**The exercise**
Skip the pictures and quote all of the lines exactly.

**Given data**
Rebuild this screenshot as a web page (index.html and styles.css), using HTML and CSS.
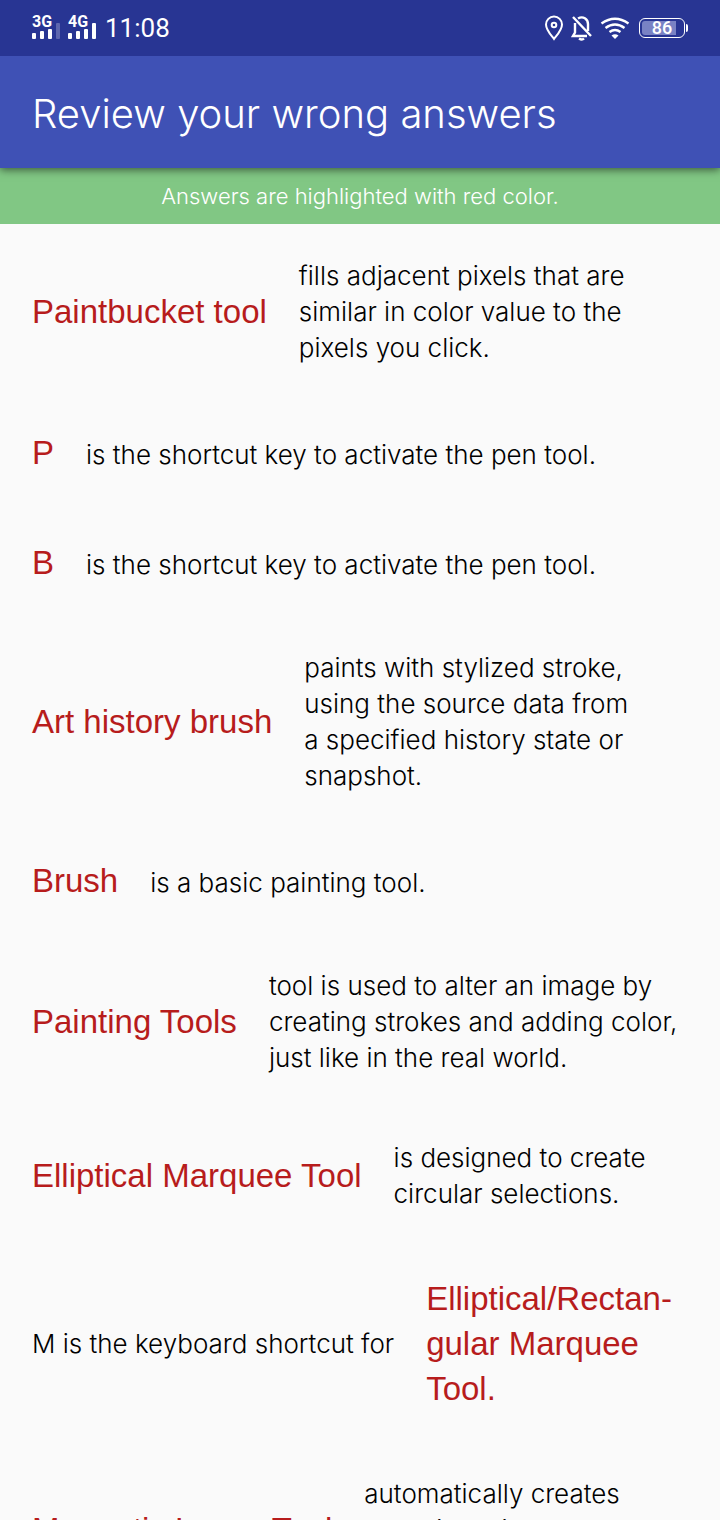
FILE: index.html
```html
<!DOCTYPE html>
<html lang="en">
<head>
<meta charset="utf-8">
<meta name="viewport" content="width=device-width, initial-scale=1">
<title>Review your wrong answers</title>
<link rel="stylesheet" href="styles.css">
</head>
<body>
<div class="status">
  <div class="status-group">
    <svg class="signals" viewBox="0 -3 66 32" role="img" aria-label="3G and 4G signal">
      <g class="net-label"><text x="0" y="12">3G</text><text x="36" y="12">4G</text></g>
      <g fill="#fff"><rect x="0" y="18" width="4" height="6" rx="1"/><rect x="8" y="16" width="4" height="8" rx="1"/><rect x="16" y="14" width="4" height="10" rx="1"/><rect x="24" y="8" width="4" height="16" rx="1" opacity=".25"/><rect x="36" y="18" width="4" height="6" rx="1"/><rect x="44" y="16" width="4" height="8" rx="1"/><rect x="52" y="14" width="4" height="10" rx="1"/><rect x="60" y="8" width="4" height="16" rx="1"/></g>
    </svg>
    <span class="clock">11:08</span>
  </div>
  <div class="status-group status-icons">
    <svg width="20" height="26" viewBox="0 0 20 26" fill="none" stroke="#fff" stroke-width="2" aria-hidden="true"><path d="M10 24C7 20 2 15 2 9.500a8 8 0 0 1 16 0C18 15 13 20 10 24Z"/><circle cx="10" cy="10" r="2.300"/></svg>
    <svg width="22" height="26" viewBox="0 0 22 26" fill="none" stroke="#fff" stroke-width="2.400" aria-hidden="true"><path d="M2 2 20 21M4 8v9.500l-2 3.500h14M7 3.500C12 .5 17 4 17 9v7"/><path d="M8 23.500q3 2 5 0"/></svg>
    <svg width="30" height="26" viewBox="0 0 30 26" fill="none" stroke="#fff" stroke-width="2.400" aria-hidden="true"><path d="M1.500 8.500Q15-1 28.500 8.500M5.500 13Q15 6 24.500 13M9.500 17Q15 13 20.500 17"/><path d="m11.500 20.500q3.500-2.500 7 0l-3.500 3.500Z" fill="#fff" stroke="none"/></svg>
    <div class="battery"><span class="battery-level">86</span></div>
  </div>
</div>
<header class="appbar"><h1 class="title">Review your wrong answers</h1></header>
<p class="notice">Answers are highlighted with red color.</p>
<main class="list">
  <div class="row"><span class="term">Paintbucket tool</span><span class="text">fills adjacent pixels that are similar in color value to the pixels you click.</span></div>
  <div class="row row-line"><span class="term">P</span><span class="text">is the shortcut key to activate the pen tool.</span></div>
  <div class="row row-line"><span class="term">B</span><span class="text">is the shortcut key to activate the pen tool.</span></div>
  <div class="row"><span class="term">Art history brush</span><span class="text">paints with stylized stroke, using the source data from a&nbsp;specified history state or snapshot.</span></div>
  <div class="row row-line"><span class="term">Brush</span><span class="text">is a basic painting tool.</span></div>
  <div class="row"><span class="term">Painting Tools</span><span class="text">tool is used to alter an image by creating strokes and adding color, just like in the real world.</span></div>
  <div class="row"><span class="term">Elliptical Marquee Tool</span><span class="text">is designed to create circular selections.</span></div>
  <div class="row"><span class="text lead">M is the keyboard shortcut for</span><span class="term answer">Elliptical/Rectan&shy;gular Marquee Tool.</span></div>
  <div class="row"><span class="term">Magnetic Lasso Tool</span><span class="text">automatically creates<br>selection with the<br>edges.</span></div>
</main>
</body>
</html>
```
FILE: styles.css
```css
* { box-sizing: border-box; }
body {
  margin: 0;
  height: 100vh;
  overflow: hidden;
  display: flex;
  flex-direction: column;
  background: #fafafa;
  color: #000;
  font-family: Inter, "Liberation Sans", sans-serif;
}
.status {
  flex: none;
  position: relative;
  z-index: 2;
  height: 56px;
  padding: 0 35px 0 32px;
  display: flex;
  align-items: center;
  justify-content: space-between;
  background: #283593;
  color: #fff;
}
.status-group { display: flex; align-items: center; gap: 7px; }
.signals { width: 66px; height: 32px; }
.net-label { font: 700 16px Roboto, sans-serif; fill: #fff; }
.clock { font: 26px/32px Roboto, sans-serif; }
.battery {
  position: relative;
  width: 46px;
  height: 20px;
  margin-left: 2px;
  padding: 2px;
  border: 1px solid #fff;
  border-radius: 6px;
}
.battery::after {
  content: "";
  position: absolute;
  top: 5px;
  right: -4px;
  width: 2px;
  height: 8px;
  border-radius: 0 2px 2px 0;
  background: #fff;
}
.battery-level {
  display: block;
  height: 14px;
  border-radius: 3px;
  background: linear-gradient(90deg, #7982c4 86%, transparent 86%);
  font: 500 18px/14px Roboto, sans-serif;
  text-align: center;
}
.appbar {
  flex: none;
  position: relative;
  height: 112px;
  padding: 4px 32px 0;
  display: flex;
  align-items: center;
  background: #3f51b5;
  color: #fff;
  box-shadow: 0 2px 8px rgba(0, 0, 0, .55);
}
.title { margin: 0; font-size: 40px; line-height: 48px; font-weight: 300; }
.notice {
  flex: none;
  margin: 0;
  padding: 14px 32px;
  background: #81c784;
  color: #fff;
  font-size: 22px;
  line-height: 28px;
  font-weight: 300;
  text-align: center;
}
.list {
  flex: 1;
  min-height: 0;
  overflow: hidden;
  padding: 34px 32px;
  display: flex;
  flex-direction: column;
  gap: 64px;
}
.row { flex: none; display: flex; align-items: center; gap: 32px; }
.row-line { align-items: baseline; }
.term {
  flex: none;
  padding-bottom: 1px;
  color: #b71c1c;
  font-family: "Liberation Sans", Arial, sans-serif;
  font-size: 33px;
  line-height: 45px;
}
.text { flex: 0 1 auto; font-size: 26px; line-height: 36px; font-weight: 300; }
.lead { flex: none; }
.answer { flex: 0 1 auto; }
```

**Result**
Rebuild this screenshot as a web page (index.html and styles.css), using HTML and CSS.
FILE: index.html
```html
<!DOCTYPE html>
<html lang="en">
<head>
<meta charset="utf-8">
<meta name="viewport" content="width=device-width, initial-scale=1">
<title>Review your wrong answers</title>
<link rel="stylesheet" href="styles.css">
</head>
<body>
<div class="status">
  <div class="status-group">
    <svg class="signals" viewBox="0 -3 66 32" role="img" aria-label="3G and 4G signal">
      <g class="net-label"><text x="0" y="12">3G</text><text x="36" y="12">4G</text></g>
      <g fill="#fff"><rect x="0" y="18" width="4" height="6" rx="1"/><rect x="8" y="16" width="4" height="8" rx="1"/><rect x="16" y="14" width="4" height="10" rx="1"/><rect x="24" y="8" width="4" height="16" rx="1" opacity=".25"/><rect x="36" y="18" width="4" height="6" rx="1"/><rect x="44" y="16" width="4" height="8" rx="1"/><rect x="52" y="14" width="4" height="10" rx="1"/><rect x="60" y="8" width="4" height="16" rx="1"/></g>
    </svg>
    <span class="clock">11:08</span>
  </div>
  <div class="status-group status-icons">
    <svg width="20" height="26" viewBox="0 0 20 26" fill="none" stroke="#fff" stroke-width="2" aria-hidden="true"><path d="M10 24C7 20 2 15 2 9.500a8 8 0 0 1 16 0C18 15 13 20 10 24Z"/><circle cx="10" cy="10" r="2.300"/></svg>
    <svg width="22" height="26" viewBox="0 0 22 26" fill="none" stroke="#fff" stroke-width="2.400" aria-hidden="true"><path d="M2 2 20 21M4 8v9.500l-2 3.500h14M7 3.500C12 .5 17 4 17 9v7"/><path d="M8 23.500q3 2 5 0"/></svg>
    <svg width="30" height="26" viewBox="0 0 30 26" fill="none" stroke="#fff" stroke-width="2.400" aria-hidden="true"><path d="M1.500 8.500Q15-1 28.500 8.500M5.500 13Q15 6 24.500 13M9.500 17Q15 13 20.500 17"/><path d="m11.500 20.500q3.500-2.500 7 0l-3.500 3.500Z" fill="#fff" stroke="none"/></svg>
    <div class="battery"><span class="battery-level">86</span></div>
  </div>
</div>
<header class="appbar"><h1 class="title">Review your wrong answers</h1></header>
<p class="notice">Answers are highlighted with red color.</p>
<main class="list">
  <div class="row"><span class="term">Paintbucket tool</span><span class="text">fills adjacent pixels that are similar in color value to the pixels you click.</span></div>
  <div class="row row-line"><span class="term">P</span><span class="text">is the shortcut key to activate the pen tool.</span></div>
  <div class="row row-line"><span class="term">B</span><span class="text">is the shortcut key to activate the pen tool.</span></div>
  <div class="row"><span class="term">Art history brush</span><span class="text">paints with stylized stroke, using the source data from a&nbsp;specified history state or snapshot.</span></div>
  <div class="row row-line"><span class="term">Brush</span><span class="text">is a basic painting tool.</span></div>
  <div class="row"><span class="term">Painting Tools</span><span class="text">tool is used to alter an image by creating strokes and adding color, just like in the real world.</span></div>
  <div class="row"><span class="term">Elliptical Marquee Tool</span><span class="text">is designed to create circular selections.</span></div>
  <div class="row"><span class="text lead">M is the keyboard shortcut for</span><span class="term answer">Elliptical/Rectan&shy;gular Marquee Tool.</span></div>
  <div class="row"><span class="term">Magnetic Lasso Tool</span><span class="text">automatically creates<br>selection with the<br>edges.</span></div>
</main>
</body>
</html>
```
FILE: styles.css
```css
* { box-sizing: border-box; }
body {
  margin: 0;
  height: 100vh;
  overflow: hidden;
  display: flex;
  flex-direction: column;
  background: #fafafa;
  color: #000;
  font-family: Inter, "Liberation Sans", sans-serif;
}
.status {
  flex: none;
  position: relative;
  z-index: 2;
  height: 56px;
  padding: 0 35px 0 32px;
  display: flex;
  align-items: center;
  justify-content: space-between;
  background: #283593;
  color: #fff;
}
.status-group { display: flex; align-items: center; gap: 7px; }
.signals { width: 66px; height: 32px; }
.net-label { font: 700 16px Roboto, sans-serif; fill: #fff; }
.clock { font: 26px/32px Roboto, sans-serif; }
.battery {
  position: relative;
  width: 46px;
  height: 20px;
  margin-left: 2px;
  padding: 2px;
  border: 1px solid #fff;
  border-radius: 6px;
}
.battery::after {
  content: "";
  position: absolute;
  top: 5px;
  right: -4px;
  width: 2px;
  height: 8px;
  border-radius: 0 2px 2px 0;
  background: #fff;
}
.battery-level {
  display: block;
  height: 14px;
  border-radius: 3px;
  background: linear-gradient(90deg, #7982c4 86%, transparent 86%);
  font: 500 18px/14px Roboto, sans-serif;
  text-align: center;
}
.appbar {
  flex: none;
  position: relative;
  height: 112px;
  padding: 4px 32px 0;
  display: flex;
  align-items: center;
  background: #3f51b5;
  color: #fff;
  box-shadow: 0 2px 8px rgba(0, 0, 0, .55);
}
.title { margin: 0; font-size: 40px; line-height: 48px; font-weight: 300; }
.notice {
  flex: none;
  margin: 0;
  padding: 14px 32px;
  background: #81c784;
  color: #fff;
  font-size: 22px;
  line-height: 28px;
  font-weight: 300;
  text-align: center;
}
.list {
  flex: 1;
  min-height: 0;
  overflow: hidden;
  padding: 34px 32px;
  display: flex;
  flex-direction: column;
  gap: 64px;
}
.row { flex: none; display: flex; align-items: center; gap: 32px; }
.row-line { align-items: baseline; }
.term {
  flex: none;
  padding-bottom: 1px;
  color: #b71c1c;
  font-family: "Liberation Sans", Arial, sans-serif;
  font-size: 33px;
  line-height: 45px;
}
.text { flex: 0 1 auto; font-size: 26px; line-height: 36px; font-weight: 300; }
.lead { flex: none; }
.answer { flex: 0 1 auto; }
```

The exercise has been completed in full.